You may very well be able to add your own stories in the comment section. Please feel free to do so! We can all benefit by examples of the unpleasant experiences of others. After all, friends are for sharing miserable memories too. In fact, if you have learned how to avoid a falling rock or back yourself out from a dead end, you are obligated to share with us!
Anyone "under the influence," friend or foe.
You may be quick to say this is a no-brainer because quite simply it is, but sober people have been known to argue with men and women who have sacrificed their ability to communicate for a cocktail or two, or....
How can this possibly result in any sort of positive outcome? It cannot and it doesn't. Well, unless you count the few laughs it offers to the onlookers who revel in stupidity of others. Intoxicated people need to face the facts....they are funny. Let's face it folks. Arguing with some poor soul who has drowned all sane behavior in alcohol, isn't even fair.
If you insist upon trying to reason with a drunk, be prepared to add to your frustrations. It's a sure bet the target of your anger will not only forget what you said, they won't even recall you were there. What a waste of precious oxygen, don't you think? (Stop laughing)
Somehow, I have this feeling that many of you are smirking. You wouldn't by any chance be thinking about a time you found yourself in this very scenario? It didn't work out well at all, did it.
The Nice Officer, who just pulled you over...
If you've never bitten your tongue before, now is the perfect opportunity to practice. In this situation, temper and argument are not your friends.
Smile, listen, comply and save your comments and questions for your court appearance.
All the information you'll need will be written on the citation and you'll have the right to defend yourself, your driving skills or your humble opinion.. Whatever the case may be, just bite thy tongue..except to form the words, "Yes, Sir."
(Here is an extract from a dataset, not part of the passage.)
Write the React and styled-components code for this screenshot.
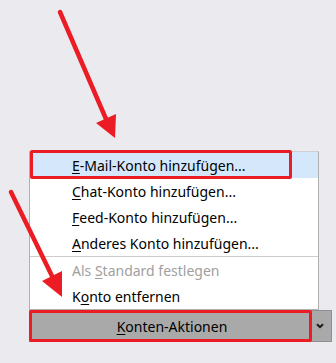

To get huffy or combative, loud or offensive with a police officer is a really bad idea. Should you insist, go for it but remember I told you so.
It's simple. The person with the official authority, the badge and the gun, makes the rules here. Just be nice, fairly quiet and COMPLY. I promise you'll be happy you did.
The Tax Man.....aka The I.R.S......
You've never been audited? Thank your lucky stars and hope your good fortune lasts forever.
This has got to be the most annoying, nerve-wracking situation you'll ever have the displeasure of enduring. But endure...you must.
I'm not even sure how to express how uncomfortable and nerve wracking an audit can be. I do need to warn you that it's nothing you would ever care to repeat at any point in your life.
I don't care how honest you are or that your tax returns have always been done with the utmost of care and calculations. You can be confident everything will work out just peachy in the end but the process is the pits!
The main intent of the I.R.S is to drive you completely insane. Believe it. This is their job.
Just when you think you've answered all of their questions, provided every last receipt and document you've ever had in your life, explained every number on every line for the tenth time, they produce a new list of "things" for you to submit.
You will fume, curse under your breath and shift your self-control into overdrive. Do not show anger. This is what they want. You've given them enough.....do not give up your composure too!
Follow their lead, because trust me, throughout the entire duration of this torture, they remain calm, cool, confident and authoritative. Their smug, monotone and somewhat haughty attitude will tempt you to leap across the desk aiming for their skinny neck.
This is when you need to picture them naked and stifle the laughter. Whatever it takes.
No doubt my friends, you have much to add to the list I've provided. Perhaps based on your own personal experiences, you've come to learn there's an endless assortment of people who are simply not worth the time and energy it requires to get through to them. It is so exhausting and ultimately, futile.
I would tend to understand and agree with you.
Keep in mind it's a credit to your wisdom, not to mention your peaceful existence, to be selective with whom you choose to do battle. There are points to consider, a lot to gain and losses to avoid.
It's no wonder that "Anger Management" classes/seminars are fast becoming the group to join, whether voluntarily or otherwise.
Can't get along with your co-workers? Marriage on the rocks? Poor parenting skills? Finding yourself in front of the Judge once too often? Friends mysteriously dropping you like a bad habit?
Just for a second, consider it might be you. Hey, don't get mad.......get better! You can always plead the fifth.